━━ STORED DATA

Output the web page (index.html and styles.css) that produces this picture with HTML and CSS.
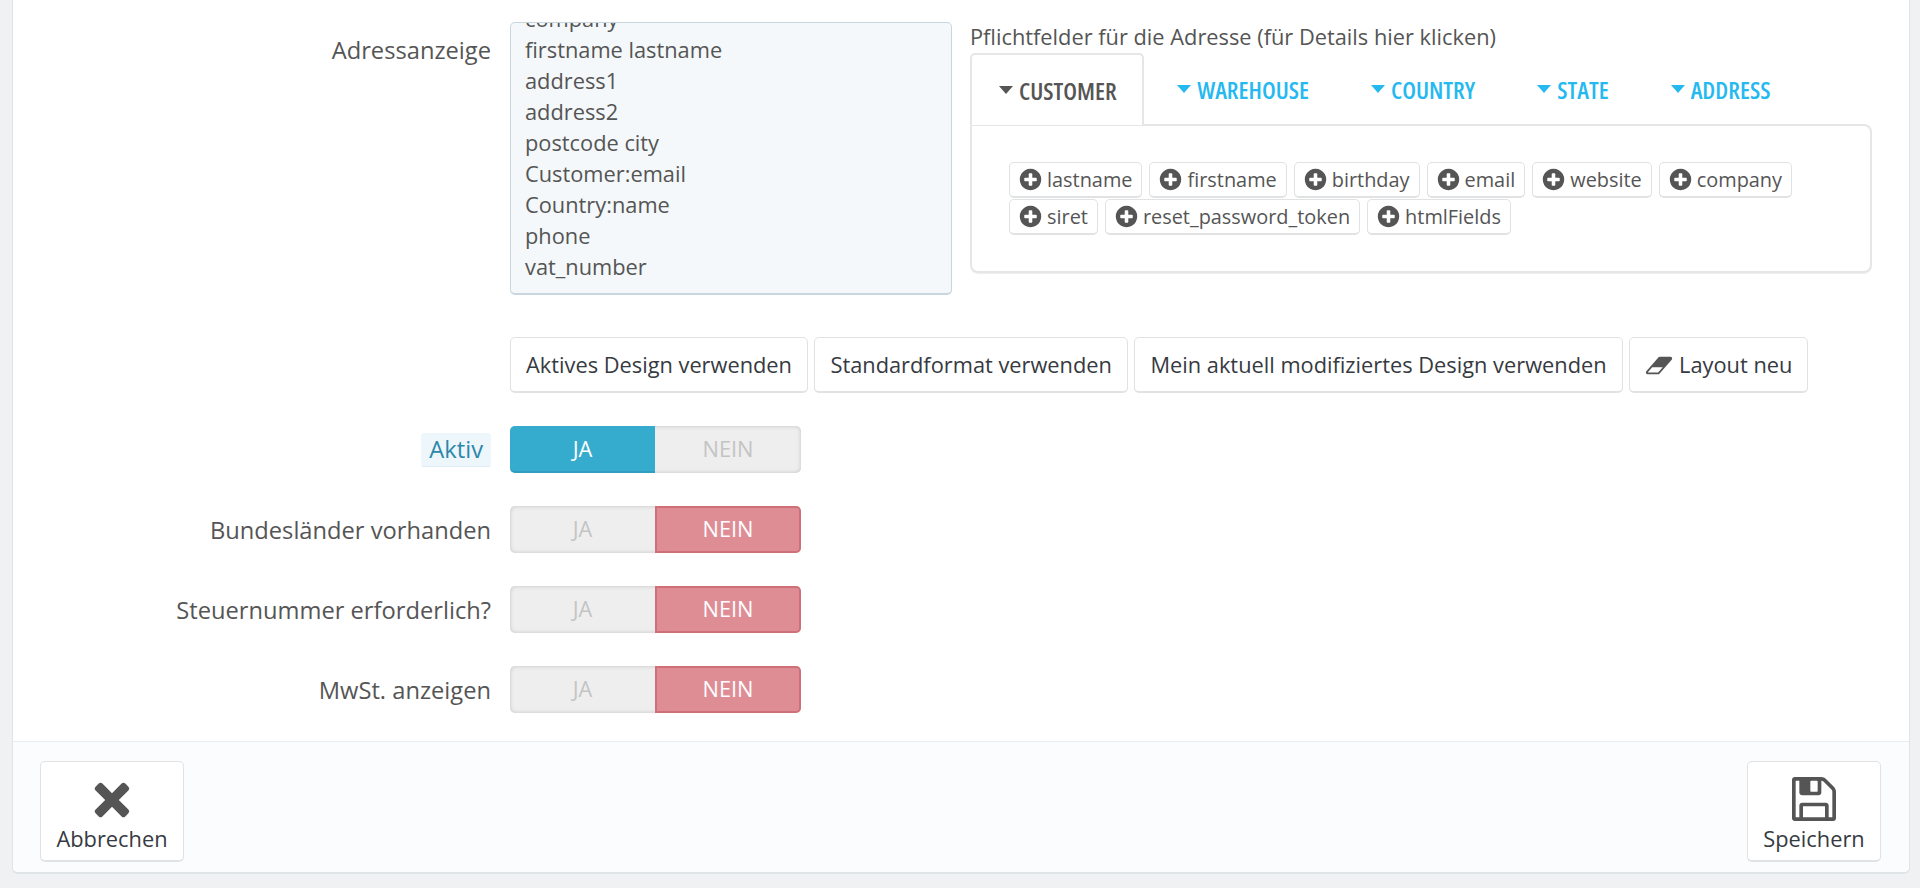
FILE: index.html
```html
<!DOCTYPE html>
<html lang="de">
<head>
<meta charset="utf-8">
<title>Adressanzeige</title>
<link rel="stylesheet" href="styles.css">
</head>
<body>
<main class="panel">
  <form class="form">
    <div class="row row-address">
      <div class="label">Adressanzeige</div>
      <div class="format-box">
        <div class="format-line format-first">company</div>
        <div class="format-line">firstname lastname</div>
        <div class="format-line">address1</div>
        <div class="format-line">address2</div>
        <div class="format-line">postcode city</div>
        <div class="format-line">Customer:email</div>
        <div class="format-line">Country:name</div>
        <div class="format-line">phone</div>
        <div class="format-line">vat_number</div>
      </div>
      <div class="fields">
        <div class="fields-title">Pflichtfelder für die Adresse (für Details hier klicken)</div>
        <div class="tabs">
          <div class="tab tab-active"><i class="caret"></i><span class="tab-text">CUSTOMER</span></div>
          <div class="tab"><i class="caret"></i><span class="tab-text">WAREHOUSE</span></div>
          <div class="tab"><i class="caret"></i><span class="tab-text">COUNTRY</span></div>
          <div class="tab"><i class="caret"></i><span class="tab-text">STATE</span></div>
          <div class="tab"><i class="caret"></i><span class="tab-text">ADDRESS</span></div>
        </div>
        <div class="tab-pane">
          <div class="tag-list">
            <span class="tag"><svg class="plus" viewBox="0 0 1792 1792"><path d="M1344 960v-128q0-26-19-45t-45-19h-256v-256q0-26-19-45t-45-19h-128q-26 0-45 19t-19 45v256h-256q-26 0-45 19t-19 45v128q0 26 19 45t45 19h256v256q0 26 19 45t45 19h128q26 0 45-19t19-45v-256h256q26 0 45-19t19-45zm320-64q0 209-103 385.5t-279.5 279.5-385.5 103-385.5-103-279.5-279.5-103-385.5 103-385.5 279.5-279.5 385.5-103 385.5 103 279.5 279.5 103 385.5z"/></svg>lastname</span>
            <span class="tag"><svg class="plus" viewBox="0 0 1792 1792"><path d="M1344 960v-128q0-26-19-45t-45-19h-256v-256q0-26-19-45t-45-19h-128q-26 0-45 19t-19 45v256h-256q-26 0-45 19t-19 45v128q0 26 19 45t45 19h256v256q0 26 19 45t45 19h128q26 0 45-19t19-45v-256h256q26 0 45-19t19-45zm320-64q0 209-103 385.5t-279.5 279.5-385.5 103-385.5-103-279.5-279.5-103-385.5 103-385.5 279.5-279.5 385.5-103 385.5 103 279.5 279.5 103 385.5z"/></svg>firstname</span>
            <span class="tag"><svg class="plus" viewBox="0 0 1792 1792"><path d="M1344 960v-128q0-26-19-45t-45-19h-256v-256q0-26-19-45t-45-19h-128q-26 0-45 19t-19 45v256h-256q-26 0-45 19t-19 45v128q0 26 19 45t45 19h256v256q0 26 19 45t45 19h128q26 0 45-19t19-45v-256h256q26 0 45-19t19-45zm320-64q0 209-103 385.5t-279.5 279.5-385.5 103-385.5-103-279.5-279.5-103-385.5 103-385.5 279.5-279.5 385.5-103 385.5 103 279.5 279.5 103 385.5z"/></svg>birthday</span>
            <span class="tag"><svg class="plus" viewBox="0 0 1792 1792"><path d="M1344 960v-128q0-26-19-45t-45-19h-256v-256q0-26-19-45t-45-19h-128q-26 0-45 19t-19 45v256h-256q-26 0-45 19t-19 45v128q0 26 19 45t45 19h256v256q0 26 19 45t45 19h128q26 0 45-19t19-45v-256h256q26 0 45-19t19-45zm320-64q0 209-103 385.5t-279.5 279.5-385.5 103-385.5-103-279.5-279.5-103-385.5 103-385.5 279.5-279.5 385.5-103 385.5 103 279.5 279.5 103 385.5z"/></svg>email</span>
            <span class="tag"><svg class="plus" viewBox="0 0 1792 1792"><path d="M1344 960v-128q0-26-19-45t-45-19h-256v-256q0-26-19-45t-45-19h-128q-26 0-45 19t-19 45v256h-256q-26 0-45 19t-19 45v128q0 26 19 45t45 19h256v256q0 26 19 45t45 19h128q26 0 45-19t19-45v-256h256q26 0 45-19t19-45zm320-64q0 209-103 385.5t-279.5 279.5-385.5 103-385.5-103-279.5-279.5-103-385.5 103-385.5 279.5-279.5 385.5-103 385.5 103 279.5 279.5 103 385.5z"/></svg>website</span>
            <span class="tag"><svg class="plus" viewBox="0 0 1792 1792"><path d="M1344 960v-128q0-26-19-45t-45-19h-256v-256q0-26-19-45t-45-19h-128q-26 0-45 19t-19 45v256h-256q-26 0-45 19t-19 45v128q0 26 19 45t45 19h256v256q0 26 19 45t45 19h128q26 0 45-19t19-45v-256h256q26 0 45-19t19-45zm320-64q0 209-103 385.5t-279.5 279.5-385.5 103-385.5-103-279.5-279.5-103-385.5 103-385.5 279.5-279.5 385.5-103 385.5 103 279.5 279.5 103 385.5z"/></svg>company</span>
            <span class="tag"><svg class="plus" viewBox="0 0 1792 1792"><path d="M1344 960v-128q0-26-19-45t-45-19h-256v-256q0-26-19-45t-45-19h-128q-26 0-45 19t-19 45v256h-256q-26 0-45 19t-19 45v128q0 26 19 45t45 19h256v256q0 26 19 45t45 19h128q26 0 45-19t19-45v-256h256q26 0 45-19t19-45zm320-64q0 209-103 385.5t-279.5 279.5-385.5 103-385.5-103-279.5-279.5-103-385.5 103-385.5 279.5-279.5 385.5-103 385.5 103 279.5 279.5 103 385.5z"/></svg>siret</span>
            <span class="tag"><svg class="plus" viewBox="0 0 1792 1792"><path d="M1344 960v-128q0-26-19-45t-45-19h-256v-256q0-26-19-45t-45-19h-128q-26 0-45 19t-19 45v256h-256q-26 0-45 19t-19 45v128q0 26 19 45t45 19h256v256q0 26 19 45t45 19h128q26 0 45-19t19-45v-256h256q26 0 45-19t19-45zm320-64q0 209-103 385.5t-279.5 279.5-385.5 103-385.5-103-279.5-279.5-103-385.5 103-385.5 279.5-279.5 385.5-103 385.5 103 279.5 279.5 103 385.5z"/></svg>reset_password_token</span>
            <span class="tag"><svg class="plus" viewBox="0 0 1792 1792"><path d="M1344 960v-128q0-26-19-45t-45-19h-256v-256q0-26-19-45t-45-19h-128q-26 0-45 19t-19 45v256h-256q-26 0-45 19t-19 45v128q0 26 19 45t45 19h256v256q0 26 19 45t45 19h128q26 0 45-19t19-45v-256h256q26 0 45-19t19-45zm320-64q0 209-103 385.5t-279.5 279.5-385.5 103-385.5-103-279.5-279.5-103-385.5 103-385.5 279.5-279.5 385.5-103 385.5 103 279.5 279.5 103 385.5z"/></svg>htmlFields</span>
          </div>
        </div>
      </div>
    </div>

    <div class="row row-buttons">
      <div class="label"></div>
      <div class="btn-group">
        <button type="button" class="btn">Aktives Design verwenden</button>
        <button type="button" class="btn">Standardformat verwenden</button>
        <button type="button" class="btn">Mein aktuell modifiziertes Design verwenden</button>
        <button type="button" class="btn"><svg class="eraser" viewBox="0 0 2048 1792"><path d="M960 1408l336-384h-768l-336 384h768zm1013-1077q15 34 9.5 71.5t-30.5 65.5l-896 1024q-38 44-96 44h-768q-38 0-69.5-20.5t-47.5-54.5q-15-34-9.5-71.5t30.5-65.5l896-1024q38-44 96-44h768q38 0 70 20.5t47 54.5z"/></svg>Layout neu</button>
      </div>
    </div>

    <div class="row row-switch">
      <div class="label"><span class="hint">Aktiv</span></div>
      <div class="switch"><span class="sw sw-on">JA</span><span class="sw">NEIN</span></div>
    </div>
    <div class="row row-switch">
      <div class="label">Bundesländer vorhanden</div>
      <div class="switch"><span class="sw">JA</span><span class="sw sw-off">NEIN</span></div>
    </div>
    <div class="row row-switch">
      <div class="label">Steuernummer erforderlich?</div>
      <div class="switch"><span class="sw">JA</span><span class="sw sw-off">NEIN</span></div>
    </div>
    <div class="row row-switch">
      <div class="label">MwSt. anzeigen</div>
      <div class="switch"><span class="sw">JA</span><span class="sw sw-off">NEIN</span></div>
    </div>
  </form>

  <footer class="footer">
    <button type="button" class="action action-cancel">
      <svg class="action-icon" viewBox="0 0 44 44"><path d="M22 16.2 31.6 6.6a2.6 2.6 0 0 1 3.7 0l3.1 3.1a2.6 2.6 0 0 1 0 3.7L28.8 23l9.6 9.600a2.6 2.6 0 0 1 0 3.7l-3.1 3.1a2.6 2.6 0 0 1-3.7 0L22 29.800l-9.600 9.600a2.6 2.6 0 0 1-3.7 0l-3.100-3.100a2.6 2.6 0 0 1 0-3.700l9.600-9.600-9.600-9.600a2.6 2.6 0 0 1 0-3.700l3.100-3.100a2.6 2.6 0 0 1 3.700 0z"/></svg>
      <span>Abbrechen</span>
    </button>
    <button type="button" class="action action-save">
      <svg class="action-icon" viewBox="128 128 1536 1536"><path d="M512 1536h768v-384h-768v384zm896 0h128v-896q0-14-10-38.500t-20-34.500l-281-281q-10-10-34-20t-39-10v416q0 40-28 68t-68 28h-576q-40 0-68-28t-28-68v-416h-128v1280h128v-416q0-40 28-68t68-28h832q40 0 68 28t28 68v416zm-384-928v-320q0-13-9.500-22.500t-22.500-9.500h-192q-13 0-22.500 9.500t-9.500 22.500v320q0 13 9.500 22.500t22.500 9.500h192q13 0 22.500-9.500t9.500-22.500zm640 32v928q0 40-28 68t-68 28h-1344q-40 0-68-28t-28-68v-1344q0-40 28-68t68-28h928q40 0 88 20t76 48l280 280q28 28 48 76t20 88z"/></svg>
      <span>Speichern</span>
    </button>
  </footer>
</main>
</body>
</html>
```

FILE: styles.css
```css
* {
  box-sizing: border-box;
}

html,
body {
  margin: 0;
  height: 100%;
}

body {
  padding: 0 10px 14px 12px;
  background: #eff1f2;
  color: #555;
  font-family: "Open Sans", "Liberation Sans", sans-serif;
  font-size: 21.8px;
  overflow: hidden;
}

.panel {
  height: 874px;
  display: flex;
  flex-direction: column;
  background: #fff;
  border-left: 1px solid #dfe4e7;
  border-right: 1px solid #dfe4e7;
  border-bottom: 2px solid #dfe5e7;
  border-radius: 0 0 6px 6px;
}

.form {
  flex: 1;
  padding-top: 22px;
}

.row {
  display: flex;
  align-items: flex-start;
}

.label {
  flex: none;
  width: 478px;
  margin-right: 19px;
  font-size: 23.7px;
  text-align: right;
  line-height: 30px;
  white-space: nowrap;
}

.row-address .label {
  padding-top: 13px;
}

.format-box {
  flex: none;
  width: 442px;
  height: 273px;
  padding: 0 14px;
  overflow: hidden;
  background: #f4f8fa;
  border: 1px solid #c7d7dd;
  border-bottom-width: 2px;
  border-radius: 5px;
  line-height: 31px;
}

.format-first {
  margin-top: -20px;
}

.fields {
  flex: none;
  width: 902px;
  margin-left: 18px;
}

.fields-title {
  height: 31px;
  line-height: 30px;
  white-space: nowrap;
}

.tabs {
  display: flex;
  height: 71px;
  gap: 5px;
  font-size: 24.2px;
  font-weight: 600;
  font-stretch: 75%;
}

.tab {
  display: flex;
  align-items: center;
  padding: 0 28.5px;
  color: #25b9f0;
  white-space: nowrap;
  height: 72px;
}

.tab-active {
  padding: 0 25px 0 27px;
  color: #555;
  background: #fff;
  position: relative;
  z-index: 1;
  border: 2px solid #e4e6e7;
  border-bottom: 0;
  border-radius: 5px 5px 0 0;
}

.caret {
  flex: none;
  width: 0;
  height: 0;
  margin-right: 6px;
  border-top: 8px solid currentColor;
  border-left: 7px solid transparent;
  border-right: 7px solid transparent;
}

.tab-pane {
  height: 149px;
  padding: 36px 37px;
  border: 2px solid #e4e6e7;
  border-radius: 0 8px 8px 8px;
  box-shadow: 0 1px 0 #eee;
}

.tag-list {
  display: flex;
  flex-wrap: wrap;
  gap: 1px 7px;
}

.tag {
  display: flex;
  align-items: center;
  height: 36px;
  padding: 0 9px 0 9px;
  border: 1px solid #e0e2e3;
  border-bottom-width: 2px;
  border-radius: 5px;
  font-size: 19.9px;
  white-space: nowrap;
}

.plus {
  width: 25px;
  height: 25px;
  margin-right: 4px;
  margin-left: -1px;
  fill: #555;
}

.row-buttons {
  margin-top: 42px;
}

.btn-group {
  display: flex;
  gap: 6.5px;
}

.btn {
  height: 56px;
  padding: 0 15px;
  background: #fff;
  border: 1px solid #e0e2e3;
  border-bottom-width: 2px;
  border-radius: 5px;
  color: #363a41;
  font: inherit;
  white-space: nowrap;
}

.eraser {
  width: 28px;
  height: 25px;
  margin-right: 6px;
  vertical-align: -5px;
  fill: #555;
}

.row-switch {
  height: 47px;
  margin-top: 33px;
  align-items: center;
}

.hint {
  display: inline-block;
  height: 34px;
  padding: 0 8px;
  background: #edf7fb;
  border-bottom: 1px solid #dcedf5;
  border-radius: 3px;
  color: #2d87ab;
  line-height: 33px;
}

.switch {
  display: flex;
  width: 291px;
  height: 47px;
  background: #eee;
  border-radius: 5px;
  box-shadow: inset 0 0 4px rgba(0, 0, 0, 0.18);
}

.sw {
  flex: 1;
  text-align: center;
  line-height: 45px;
  color: #c4c4c4;
}

.sw:first-child {
  flex: 0 0 145px;
}

.sw-on {
  background: #35acce;
  border-bottom: 2px solid #2f9dbd;
  border-radius: 5px 0 0 5px;
  color: #fff;
}

.sw-off {
  background: #de8d95;
  border: 2px solid #cf7079;
  border-radius: 0 5px 5px 0;
  line-height: 41px;
  color: #fff;
}

.footer {
  flex: none;
  height: 131px;
  display: flex;
  justify-content: space-between;
  padding: 19px 28px 0 27px;
  background: #fbfcfd;
  border-top: 1px solid #eaeced;
  border-radius: 0 0 6px 6px;
}

.action {
  display: flex;
  flex-direction: column;
  align-items: center;
  height: 101px;
  padding: 15px 10px 0;
  background: #fff;
  border: 1px solid #e0e2e3;
  border-bottom-width: 2px;
  border-radius: 5px;
  color: #363a41;
  font: inherit;
}

.action-cancel {
  width: 144px;
}

.action-save {
  width: 134px;
}

.action-icon {
  flex: none;
  width: 44px;
  height: 44px;
  fill: #555;
}

.action span {
  margin-top: 3px;
  line-height: 30px;
}
```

━━━━

▸ **TASK OBJECTIVE**: Extract all lines from the material above that include the word "styles".

▸ **TASK RESULT**:
Output the web page (index.html and styles.css) that produces this picture with HTML and CSS.
<link rel="stylesheet" href="styles.css">
FILE: styles.css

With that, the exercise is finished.